In 1968 Burgess married Liliana Macellari, a translator and daughter of La Contessa Maria Lucrezia Pasi Piani della Pergola. They spent much of their time on the Continent – although he managed to appear frequently on TV chat shows and as a columnist in British newspapers. When he appeared on BBC's Newsnight immediately after the death of author Graham Greene, Burgess could not help talking about himself. In 1970-71 Burgess was a visiting professor at Princeton University, a Distinguished Professor at the City College of New York (1972-72), and a writer-in-residence at the University of New York at Buffalo (1976). He was appointed in 1972 a literary adviser to the Guthrie Theatre, Minneapolis, in 1972. He was a specialist in Shakespeare and Joyce, but classified himself as a "Grub Street writer". "Joyce can't be imitated, and there's no imitation Joyce in my work," he said in an interview. "All you can learn from Joyce is the exact use of language."
"I write a thousand words a day," Burgess once said. "At that rate you'll write War and Peace in a year... or very near the entire output of E.M. Forster." Burgess published in the 1970s and 1980s some thirty books, among them The Earthly Powers (1980), considered by many critics his finest work of fiction.
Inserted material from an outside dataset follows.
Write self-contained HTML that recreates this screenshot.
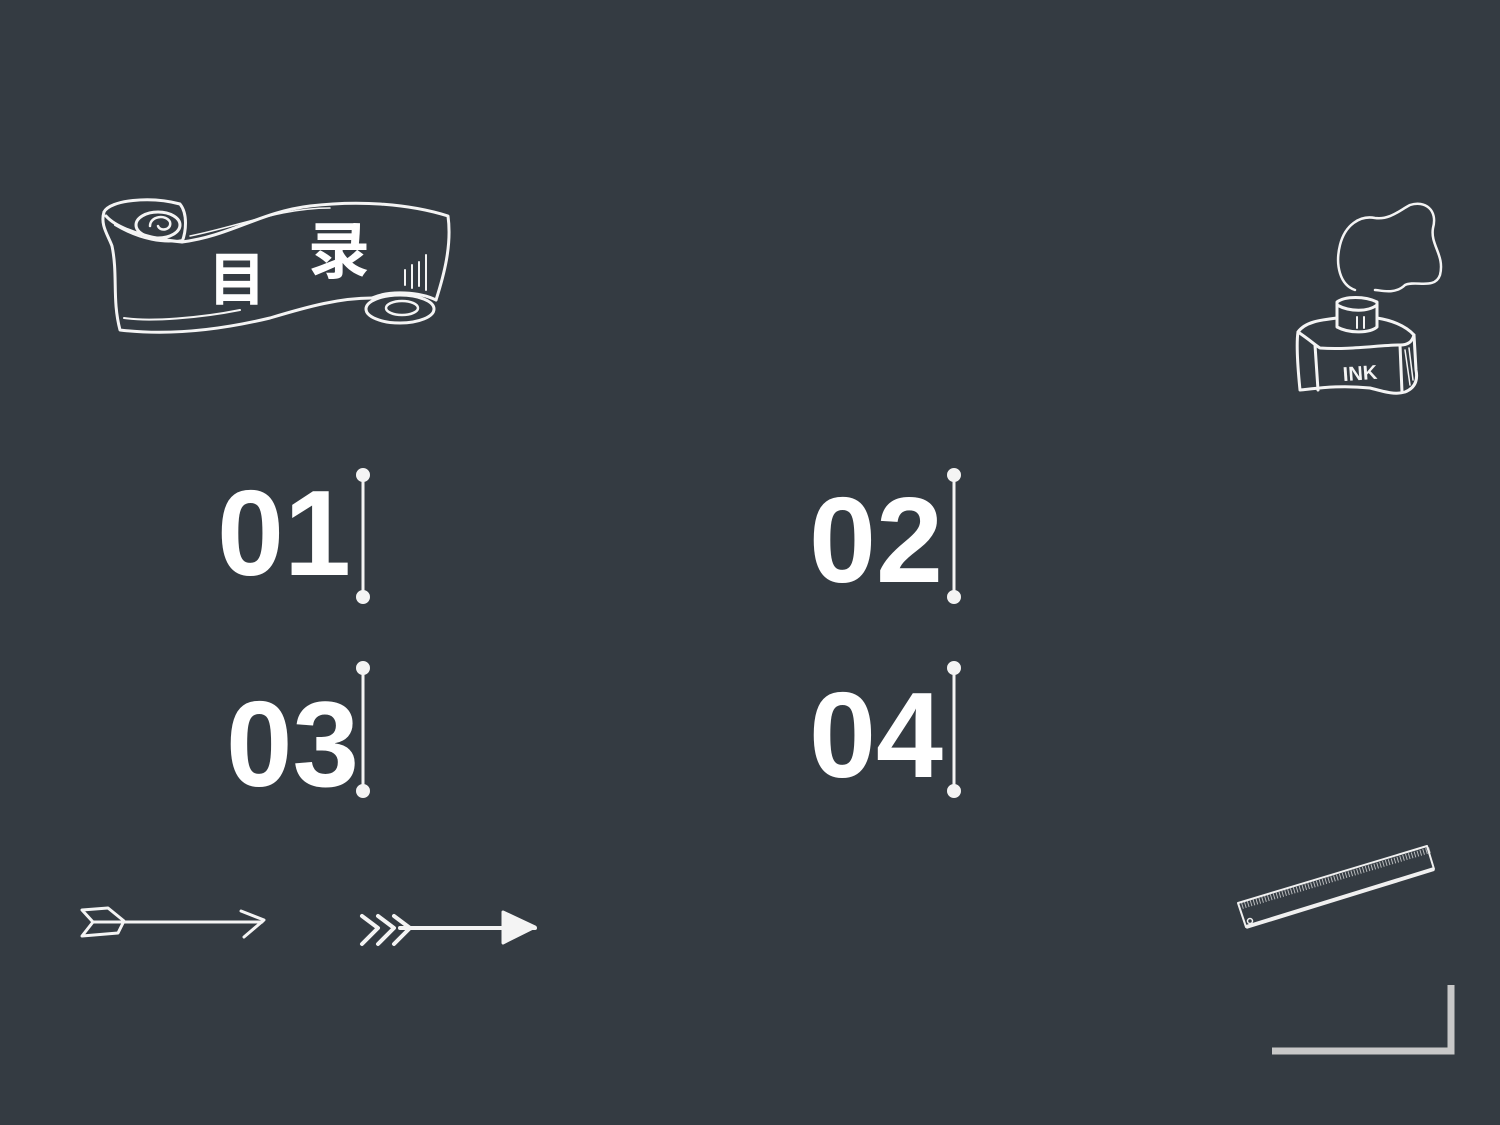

It was narrated by an 81-year-old successful, homosexual writer, Kenneth Toomey, a figure loosely based on W. Somerset Maugham. The novel also had many jokes about other major literary figures. The Kingdom of the Wicked (1985) takes the first years of Christianity as its subject.
Burgess's James Bond film-script commissioned by Albert R- Broccoli and Guy Hamilton, The Spy Who Loved Me,
was rejected). In the early 1970s he wrote a 90-page sceenplay about
Edward of Woodstock, better known as "The Black Prince," but the
film was never made. He also planned a novel about the Black Prince,
"intended to express the feel of England in Edward III's time".
Besides writing essays on fellow writers and classic movies, including Fritz's Lang's Metropolis (1927), Burgess was an excellent book reviewer. He also contributed television reviews for the Listener, opera reviews for Queen, and drama reviews for the Spectator. The Observer paid him £600 for each 1,000-word piece. In 1972 Burgess signed a three-year contract as playwright-in-residence at the Tyrone Guthrie Theatre. His musical compositions include symphonies, a ballet, and an opera. Burgess's autobiographies, Little Wilson and Big God (1987) and You've Had Your Time (1990) reveal a more self-doubting person than the one that was his public image. One thing he never doubted was that he didn't want to be a ssuccessful writer but a great composer. Burgess's third symphony was performed at the University of Iowa in 1975, and his musical version of Ulyssess, Blooms and Dublin, was performed on radio on the centenary of James Joyce's death.